Putusan MK yang menolak penghapusan pengusutan kasus korupsi oleh kejaksaan dinilai mempertegas wewenang presiden dalam menegakkan hukum. Google Maps/Sigit Dwihartono

Mahkamah Konstitusi (MK) menolak uji materi Pasal 30 ayat (1) huruf d Undang-Undang (UU) Kejaksaan; Pasal 39 UU Pemberantasan Tindak Pidana Korupsi (Tipikor); serta Pasal 44 ayat (4) dan ayat (5) khusus frasa "atau Kejaksaan", Pasal 50 ayat (1), ayat (2), dan ayat (3) khusus frasa "atau Kejaksaan", dan Pasal 50 ayat (4) khusus frasa "dan/atau kejaksaan" UU Komisi Pemberantasan Korupsi (KPK) atau penghapusan kewenangan kejaksaan mengusut kasus korupsi. Permohonan tersebut diajukan M. Yasin Djamaludin, kuasa hukum dua tersangka kasus dugaan korupsi pengadaan pesawat di Kabupaten Mimika, Johannes Rettob dan Silvi Herawaty.

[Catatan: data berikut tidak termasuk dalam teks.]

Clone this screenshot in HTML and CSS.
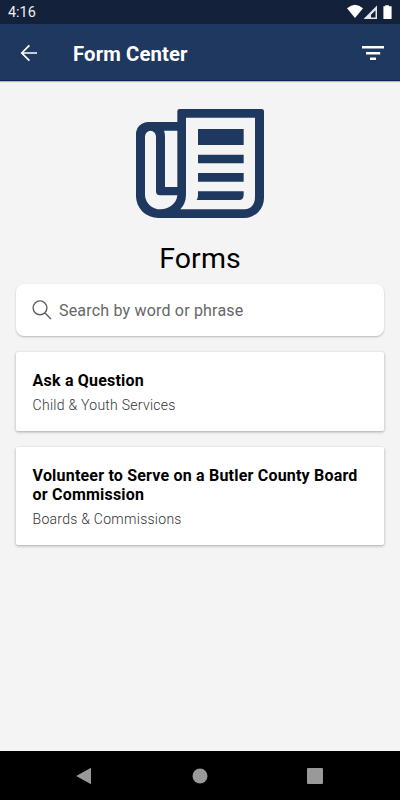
FILE: index.html
```html
<!DOCTYPE html>
<html lang="en">
<head>
<meta charset="utf-8">
<title>Form Center</title>
<link rel="stylesheet" href="styles.css">
</head>
<body>
<div class="status">
  <span class="time">4:16</span>
  <svg class="status-icons" width="48" height="16" viewBox="0 0 48 16" fill="#fff">
    <path d="M0 4.2Q8-2.8 16 4.2L8 14Z"/>
    <path fill-rule="evenodd" d="M30 1.5V15H16.5ZM28.5 6.3L24 10.8V13.5H28.5Z" fill="#e4e6e9"/>
    <path d="M38.200 1.200H42V2.300H44.600V14.400Q44.600 15 44 15H37Q36.400 15 36.400 14.400V2.300H38.200Z"/>
  </svg>
</div>
<header class="bar">
  <svg class="back" width="18" height="18" viewBox="0 0 18 18" fill="none" stroke="#fff" stroke-width="1.700"><path d="M17 9H2M9.400 1.400L1.800 9L9.400 16.600"/></svg>
  <h1 class="title">Form Center</h1>
  <svg class="filter" width="24" height="16" viewBox="0 0 24 16" fill="#fff"><path d="M1 1H23V3.400H1ZM5 7H19.200V9.400H5ZM9 12.600H15V15H9Z"/></svg>
</header>
<main class="content">
  <svg class="paper" width="150" height="130" viewBox="0 0 450 390" fill="#1f3860">
    <path fill-rule="evenodd" d="M157 72V40Q157 33 164 33H410Q417 33 417 40V300A60 60 0 0 1 357 360H100A67 65 0 0 1 33 295V108A37 36 0 0 1 70 72ZM183 59V290Q183 315 166 334H352Q390 334 390 296V59ZM60 116V290C60 315 82 334 106 334C132 334 155 317 157 292H105Q93 292 93 280V116A16.500 18 0 0 0 60 116ZM117 98Q120 105 120 115V267H157V98Z"/>
    <path d="M219 93H356V141H219ZM219 170H356V196H219ZM219 225H356V251H219ZM219 280H356V290Q356 306 342 306H215Q219 300 219 292Z"/>
  </svg>
  <h2 class="heading">Forms</h2>
  <div class="search">
    <svg width="20" height="20" viewBox="0 0 20 20" fill="none" stroke="#606060" stroke-width="1.400"><circle cx="8" cy="7.800" r="6.900"/><path d="M12.800 12.700L19 18.900"/></svg>
    <span class="placeholder">Search by word or phrase</span>
  </div>
  <article class="card">
    <h3 class="name">Ask a Question</h3>
    <p class="dept">Child &amp; Youth Services</p>
  </article>
  <article class="card">
    <h3 class="name">Volunteer to Serve on a Butler County Board<br>or Commission</h3>
    <p class="dept">Boards &amp; Commissions</p>
  </article>
</main>
<nav class="nav">
  <svg width="16" height="18" viewBox="0 0 16 18" fill="#999"><path d="M.2 9L15 .7V17.300Z"/></svg>
  <svg width="16" height="16" viewBox="0 0 16 16" fill="#999"><circle cx="8" cy="8" r="7.500"/></svg>
  <svg width="16" height="16" viewBox="0 0 16 16" fill="#999"><rect width="16" height="16" rx="1"/></svg>
</nav>
</body>
</html>
```
FILE: styles.css
```css
* { box-sizing: border-box; margin: 0; }
body {
  width: 400px;
  height: 800px;
  overflow: hidden;
  display: flex;
  flex-direction: column;
  background: #f4f4f4;
  font-family: Roboto, sans-serif;
  color: #000;
}
svg { display: block; flex: none; }
.status {
  height: 24px;
  flex: none;
  display: flex;
  justify-content: space-between;
  padding: 4px 5px 0 8px;
  background: #14213a;
}
.time { font-size: 14.4px; line-height: 18px; color: #eee; }
.bar {
  height: 57px;
  flex: none;
  display: flex;
  align-items: center;
  padding: 1px 15px 0 20px;
  background: #1f3860;
  border-bottom: 1px solid #0c2458;
  box-shadow: 0 1px 1px rgba(0, 0, 0, .25);
}
.title {
  margin-left: 35px;
  flex: 1;
  font-size: 20.3px;
  line-height: 26px;
  font-weight: 700;
  letter-spacing: .13px;
  color: #fff;
  padding-top: 3px;
}
.content { flex: 1; padding: 17px 16px 0; }
.paper { margin: 0 auto; }
.heading {
  margin-top: 14px;
  height: 42px;
  font-size: 28.5px;
  line-height: 34px;
  font-weight: 400;
  letter-spacing: .1px;
  text-align: center;
}
.search {
  display: flex;
  align-items: center;
  gap: 7px;
  height: 52px;
  padding: 0 16px;
  background: #fff;
  border-radius: 8px;
  box-shadow: 0 1px 2px rgba(0, 0, 0, .25);
  margin-bottom: 16px;
}
.placeholder {
  font-size: 16px;
  line-height: 20px;
  letter-spacing: .19px;
  color: #666;
  padding-top: 1px;
}
.card {
  padding: 19px 16px 17px 16.6px;
  margin-bottom: 16px;
  background: #fff;
  border-radius: 2px;
  box-shadow: 0 1px 3px rgba(0, 0, 0, .32);
}
.name {
  font-size: 16px;
  line-height: 19px;
  font-weight: 700;
  letter-spacing: .2px;
  white-space: nowrap;
}
.dept {
  margin-top: 6px;
  font-size: 14px;
  line-height: 18px;
  font-weight: 300;
  letter-spacing: .27px;
  color: #333;
}
.nav {
  height: 49px;
  flex: none;
  display: flex;
  align-items: center;
  justify-content: space-between;
  padding: 0 77px 0 76px;
  background: #000;
}
```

Pertimbangannya, prinsip diferensiasi fungsional dalam Kitab Undang-Undang Hukum Acara Pidana (KUHAP) secara faktual, realita kebutuhan, dan kemanfaatan belum dapat dilakukan secara utuh. Karenanya, pembentuk undang-undang memberikan kewenangan melakukan penyidikan kasus korupsi kepada kepolisian, Kejaksaan, dan KPK.

Hakim Konstitusi, M. Guntur Hamzah, menyampaikan, Pasal 30 ayat (1) huruf d UU Kejaksaan hanya pintu masuk bagi pembuat undang-undang memberikan kewenangan kepada "Korps Adhyaksa" menyidiki tindak pidana khusus dan/atau tertentu. Namun, tindak pidana umum menjadi kewenangan penyidik kepolisian. Dengan demikian, MK berpendapat, kewenangan kejaksaan mengusut kasus korupsi masih diperlukan, apalagi jenis maupun modusnya kian beragam selain guna mempercepat penanganannya demi kepastian hukum bagi pelaku serta memenuhi rasa keadilan masyarakat.

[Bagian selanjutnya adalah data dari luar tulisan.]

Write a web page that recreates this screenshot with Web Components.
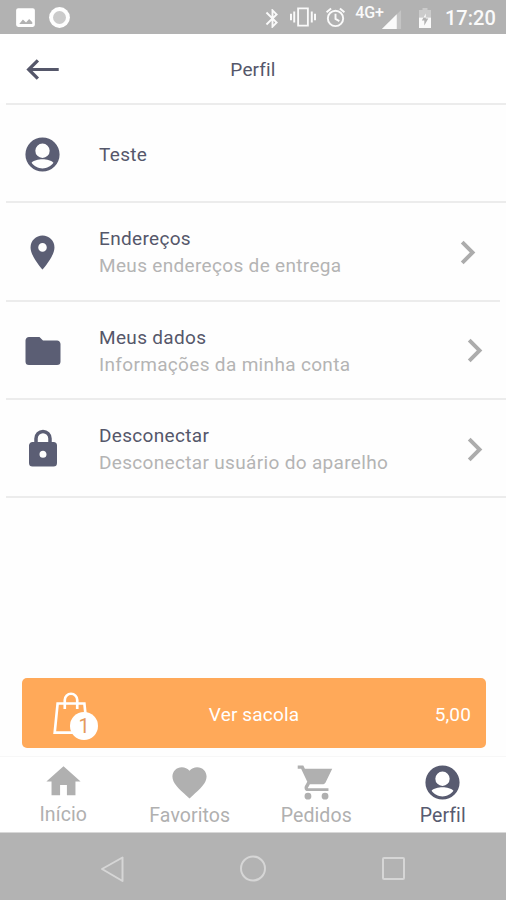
<!DOCTYPE html>
<html lang="pt-BR">
<head>
<meta charset="UTF-8">
<meta name="viewport" content="width=device-width, initial-scale=1.0">
<title>Perfil</title>
<style>
  html, body {
    margin: 0;
    height: 100%;
    overflow: hidden;
  }

  body {
    background: #fefefe;
    font-family: Roboto, "Liberation Sans", sans-serif;
    color: #55576a;
  }
</style>
</head>
<body>
<profile-page></profile-page>

<script>
/**
 * AppIcon - inline SVG icons, 24x24 grid
 */
const ICONS = {
  account: '<path fill-rule="evenodd" d="M12 2a10 10 0 1 0 0 20a10 10 0 0 0 0-20zM12 5.600a4.200 4.200 0 1 1 0 8.400a4.200 4.200 0 0 1 0-8.400zM12 20.200c-2.600 0-5-1.300-6.400-3.300c.8-1.400 4-2.100 6.400-2.100s5.600.7 6.400 2.100c-1.400 2-3.800 3.300-6.400 3.300z"/>',
  pin: '<path d="M12 11.500A2.500 2.500 0 0 1 9.500 9A2.500 2.500 0 0 1 12 6.500A2.500 2.500 0 0 1 14.500 9A2.500 2.500 0 0 1 12 11.500M12 2A7 7 0 0 0 5 9C5 14.250 12 22 12 22S19 14.250 19 9A7 7 0 0 0 12 2Z"/>',
  folder: '<path d="M10 4H4C2.890 4 2 4.890 2 6V18A2 2 0 0 0 4 20H20A2 2 0 0 0 22 18V8C22 6.890 21.100 6 20 6H12L10 4Z"/>',
  lock: '<path d="M12 17A2 2 0 0 0 14 15C14 13.890 13.100 13 12 13A2 2 0 0 0 10 15A2 2 0 0 0 12 17M18 8A2 2 0 0 1 20 10V20A2 2 0 0 1 18 22H6A2 2 0 0 1 4 20V10C4 8.890 4.900 8 6 8H7V6A5 5 0 0 1 12 1A5 5 0 0 1 17 6V8H18M12 3A3 3 0 0 0 9 6V8H15V6A3 3 0 0 0 12 3Z"/>',
  chevron: '<path d="M8.590 16.580L13.170 12L8.590 7.410L10 6L16 12L10 18Z"/>',
  home: '<path d="M10 20V14H14V20H19V12H22L12 3L2 12H5V20H10Z"/>',
  heart: '<path d="M12 21.350L10.550 20.030C5.400 15.360 2 12.270 2 8.500C2 5.410 4.420 3 7.500 3C9.240 3 10.910 3.810 12 5.080C13.090 3.810 14.760 3 16.500 3C19.580 3 22 5.410 22 8.500C22 12.270 18.600 15.360 13.450 20.030L12 21.350Z"/>',
  cart: '<path d="M17 18a2 2 0 1 0 0 4a2 2 0 0 0 0-4M1 2V4H3L6.600 11.590L5.240 14.040C5.090 14.320 5 14.650 5 15A2 2 0 0 0 7 17H19V15.400H7.420A.25.25 0 0 1 7.170 14.750L8.100 13H15.550C16.300 13 16.960 12.580 17.300 11.970L21.200 4H5.210L4.270 2M7 18a2 2 0 1 0 0 4a2 2 0 0 0 0-4"/>',
  back: '<path fill="none" stroke="currentColor" stroke-width="1.900" d="M21.500 12H4M9.300 6.600L3.900 12L9.300 17.400"/>',
  bluetooth: '<path d="M14.880 16.290L13 18.170V14.410M13 5.830L14.880 7.710L13 9.580M17.710 7.710L12 2H11V9.580L6.410 5L5 6.410L10.590 12L5 17.580L6.410 19L11 14.410V22H12L17.710 16.290L13.410 12L17.710 7.710Z"/>',
  vibrate: '<path d="M0 15h1.800V9H0v6zM3 17h1.800V7H3v10zM22.200 9v6H24V9h-1.800zM19.200 17H21V7h-1.800v10z"/><path fill="none" stroke="currentColor" stroke-width="1.700" d="M7.500 4h9v16h-9z"/>',
  alarm: '<g fill="none" stroke="currentColor" stroke-width="2"><circle cx="12" cy="13" r="8"/><path d="M12 8v5.500l4 2.300M2.700 6.500l4.700-4M21.300 6.500l-4.700-4"/></g>',
  signal: '<path fill-opacity=".25" d="M2 22h20V2z"/><path d="M2 22h15.500V6.500z"/>',
  battery: '<path fill-opacity=".35" d="M9.500 4V2h5v2H18v7.500H6V4z"/><path fill-rule="evenodd" d="M6 11.500h12V22H6zM12.800 7.500l-4 7h2.500v5l4-7h-2.500z"/>',
  picture: '<path fill-rule="evenodd" d="M5 3h14a2 2 0 0 1 2 2v14a2 2 0 0 1-2 2H5a2 2 0 0 1-2-2V5a2 2 0 0 1 2-2zM6 18.300h12.500V16.500L15.500 13.500L12.500 16.700L9.500 14z"/>',
  record: '<circle cx="12" cy="12" r="10"/><circle cx="12" cy="12" r="6.200" fill="#cbcbcb"/>',
  bag: '<g fill="none" stroke="currentColor" stroke-width="1.450"><path d="M4.700 6.800h14.600l1.600 15.900H3.100z"/><path d="M8.600 9.800V4.900a3.400 3.400 0 0 1 6.800 0V9.800"/></g>'
};

class AppIcon extends HTMLElement {
  constructor() {
    super();
    this.attachShadow({ mode: 'open' });
  }

  connectedCallback() {
    const size = this.getAttribute('size') || '24';
    this.shadowRoot.innerHTML = `
      <style>
        :host { display: block; flex: none; width: ${size}px; height: ${size}px; }
        svg { display: block; }
      </style>
      <svg width="${size}" height="${size}" viewBox="0 0 24 24" fill="currentColor" aria-hidden="true">
        ${ICONS[this.getAttribute('name')] || ''}
      </svg>
    `;
  }
}

/**
 * StatusBar - Android status bar
 */
class StatusBar extends HTMLElement {
  constructor() {
    super();
    this.attachShadow({ mode: 'open' });
    this.shadowRoot.innerHTML = `
      <style>
        :host {
          display: flex;
          align-items: center;
          box-sizing: border-box;
          height: 34px;
          padding: 0 10px 0 13px;
          background: #b2b2b2;
          color: #fff;
        }
        .left { display: flex; gap: 9px; align-items: center; flex: 1; }
        .right { display: flex; align-items: center; color: #fafafa; }
        .net { font-size: 16px; font-weight: 500; line-height: 16px; margin: 0 -4px 8px 8px; }
        .time { width: 51px; font-size: 20px; font-weight: 500; line-height: 34px; padding-top: 2px; margin-left: 8px; }
        .bluetooth { margin-top: 2px; }
        .vibrate { margin-left: 6px; }
        .alarm { margin-left: 8px; }
        .signal { margin-top: 4px; }
        .battery { margin: 2px 0 0 10px; }
      </style>
      <div class="left">
        <app-icon name="picture" size="25"></app-icon>
        <app-icon name="record" size="25"></app-icon>
      </div>
      <div class="right">
        <app-icon class="bluetooth" name="bluetooth" size="23"></app-icon>
        <app-icon class="vibrate" name="vibrate" size="26"></app-icon>
        <app-icon class="alarm" name="alarm" size="23"></app-icon>
        <span class="net">4G+</span>
        <app-icon class="signal" name="signal" size="23"></app-icon>
        <app-icon class="battery" name="battery" size="24"></app-icon>
        <span class="time">17:20</span>
      </div>
    `;
  }
}

/**
 * AppHeader - back arrow and centered title
 */
class AppHeader extends HTMLElement {
  constructor() {
    super();
    this.attachShadow({ mode: 'open' });
    this.shadowRoot.innerHTML = `
      <style>
        :host {
          display: grid;
          grid-template-columns: 64px 1fr 64px;
          align-items: center;
          box-sizing: border-box;
          height: 69px;
          padding-top: 2px;
          background: #fff;
          font-size: 19px;
          letter-spacing: .15px;
          text-align: center;
        }
        app-icon { margin-left: 22px; }
      </style>
      <app-icon name="back" size="41"></app-icon>
      <span><slot></slot></span>
    `;
  }
}

/**
 * MenuItem - list row with icon, title and optional subtitle
 */
class MenuItem extends HTMLElement {
  constructor() {
    super();
    this.attachShadow({ mode: 'open' });
  }

  connectedCallback() {
    const subtitle = this.getAttribute('subtitle');
    const size = this.getAttribute('icon-size') || '41';

    this.shadowRoot.innerHTML = `
      <style>
        :host {
          display: flex;
          align-items: center;
          box-sizing: border-box;
          height: 98.300px;
          margin-left: 6px;
          padding: 2px 8px 0 0;
          border-top: 2px solid #ececec;
        }
        :host([inset]) { padding-right: 15px; }
        :host([short]) { margin-right: 6px; padding-right: 2px; }
        .icon { display: flex; justify-content: center; width: 73px; color: #5b5e74; }
        .text { flex: 1; margin-left: 20px; font-size: 19px; line-height: 27px; letter-spacing: .33px; white-space: nowrap; }
        .sub { color: #b4b4b4; }
        .chevron { color: #acacac; }
      </style>
      <div class="icon"><app-icon name="${this.getAttribute('icon')}" size="${size}"></app-icon></div>
      <div class="text">
        <div><slot></slot></div>
        ${subtitle ? `<div class="sub">${subtitle}</div>` : ''}
      </div>
      ${subtitle ? '<app-icon class="chevron" name="chevron" size="47"></app-icon>' : ''}
    `;
  }
}

/**
 * BagButton - shows the bag with item count and total
 */
class BagButton extends HTMLElement {
  constructor() {
    super();
    this.attachShadow({ mode: 'open' });
  }

  connectedCallback() {
    this.shadowRoot.innerHTML = `
      <style>
        :host {
          display: grid;
          grid-template-columns: 1fr auto 1fr;
          align-items: center;
          box-sizing: border-box;
          height: 70px;
          margin: 0 20px 8px 22px;
          padding: 2px 15px 0 27px;
          border-radius: 5px;
          background: #ffa959;
          color: #fff;
          font-size: 19px;
          letter-spacing: .15px;
        }
        .bag { position: relative; width: 46px; height: 46px; }
        .count {
          position: absolute;
          left: 21px;
          top: 21px;
          width: 28px;
          height: 28px;
          border-radius: 50%;
          background: #fff;
          color: #e59a5c;
          font-size: 20px;
          line-height: 28px;
          letter-spacing: 0;
          text-align: center;
        }
        .label { margin-right: 12px; }
        .total { text-align: right; }
      </style>
      <div class="bag">
        <app-icon name="bag" size="44"></app-icon>
        <span class="count">${this.getAttribute('count')}</span>
      </div>
      <span class="label"><slot></slot></span>
      <span class="total">${this.getAttribute('total')}</span>
    `;
  }
}

/**
 * TabItem - one entry of the bottom tab bar
 */
class TabItem extends HTMLElement {
  constructor() {
    super();
    this.attachShadow({ mode: 'open' });
  }

  connectedCallback() {
    this.shadowRoot.innerHTML = `
      <style>
        :host {
          display: flex;
          flex-direction: column;
          align-items: center;
          flex: 1;
          color: #b0b0b0;
          font-size: 19.500px;
          line-height: 25px;
          letter-spacing: .1px;
        }
        :host([active]) { color: #585b70; }
      </style>
      <app-icon name="${this.getAttribute('icon')}" size="41"></app-icon>
      <span><slot></slot></span>
    `;
  }
}

/**
 * NavBar - Android back / home / recents
 */
class NavBar extends HTMLElement {
  constructor() {
    super();
    this.attachShadow({ mode: 'open' });
    this.shadowRoot.innerHTML = `
      <style>
        :host {
          display: flex;
          align-items: center;
          justify-content: center;
          gap: 112px;
          box-sizing: border-box;
          height: 67px;
          padding-top: 5px;
          background: #b3b3b3;
        }
        svg { display: block; fill: none; stroke: #d6d6d6; stroke-width: 2; stroke-linejoin: round; }
      </style>
      <svg width="28" height="28"><path d="M3 14L23.500 2.500V26z"/></svg>
      <svg width="28" height="28"><circle cx="14" cy="13.500" r="12"/></svg>
      <svg width="28" height="28"><rect x="4" y="3" width="21" height="21" rx="1"/></svg>
    `;
  }
}

class ProfilePage extends HTMLElement {
  constructor() {
    super();
    this.attachShadow({ mode: 'open' });
    this.shadowRoot.innerHTML = `
      <style>
        :host { display: flex; flex-direction: column; height: 900px; }
        .list { flex: 1; }
        .end { height: 2px; margin-left: 6px; background: #ececec; }
        .tabs {
          display: flex;
          box-sizing: border-box;
          height: 77px;
          padding-top: 5px;
          background: #fff;
          border-top: 1px solid #f7f7f7;
          border-bottom: 1px solid #d8d8d8;
        }
        .first { margin-top: -1px; }
      </style>
      <status-bar></status-bar>
      <app-header>Perfil</app-header>
      <div class="list">
        <menu-item icon="account">Teste</menu-item>
        <menu-item icon="pin" subtitle="Meus endereços de entrega" inset>Endereços</menu-item>
        <menu-item icon="folder" icon-size="42" subtitle="Informações da minha conta" short>Meus dados</menu-item>
        <menu-item icon="lock" icon-size="42" subtitle="Desconectar usuário do aparelho">Desconectar</menu-item>
        <div class="end"></div>
      </div>
      <bag-button count="1" total="5,00">Ver sacola</bag-button>
      <div class="tabs">
        <tab-item class="first" icon="home">Início</tab-item>
        <tab-item icon="heart">Favoritos</tab-item>
        <tab-item icon="cart">Pedidos</tab-item>
        <tab-item icon="account" active>Perfil</tab-item>
      </div>
      <nav-bar></nav-bar>
    `;
  }
}

customElements.define('app-icon', AppIcon);
customElements.define('status-bar', StatusBar);
customElements.define('app-header', AppHeader);
customElements.define('menu-item', MenuItem);
customElements.define('bag-button', BagButton);
customElements.define('tab-item', TabItem);
customElements.define('nav-bar', NavBar);
customElements.define('profile-page', ProfilePage);
</script>
</body>
</html>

"Oleh karena itu, menurut Mahkamah terhadap Pasal 39 Undang-Undang Nomor 31 Tahun 1999 tentang Pemberantasan Tindak Pidana Korupsi [serta] Pasal 44 ayat (4) dan ayat (5) khusus frasa 'atau Kejaksaan', Pasal 50 ayat (1), ayat (2), dan ayat (3) khusus frasa 'atau Kejaksaan', dan Pasal 50 ayat (4) khusus frasa 'dan/atau Kejaksaan' Undang-Undang Nomor 30 Tahun 2002 tentang Komisi Pemberantasan Tindak Pidana Korupsi yang secara yuridis kekuatan keberlakuannya memiliki keterkaitan erat dan tidak dapat dipisahkan dengan ketentuan norma Pasal 30 ayat (1) huruf d UU Kejaksaan. Maka, hal ini memiliki landasan konstitusional. Dengan demikian, dalil pemohon tidak beralasan menurut hukum," tuturnya dalam sidang putusan, Selasa (16/1).

Guntur melanjutkan, pasal-pasal yang diujikan Yasin adalah norma yang mengatur hal yang berhubungan dengan kewajiban kolaborasi antarlembaga penegak hukum dalam menangani kasus korupsi. Apalagi, pembentuk undang-undang memandang kasus korupsi sebagai kejahatan luas biasa dengan dimensi persoalan krusial sehingga tidak dapat dilakukan satu institusi saja.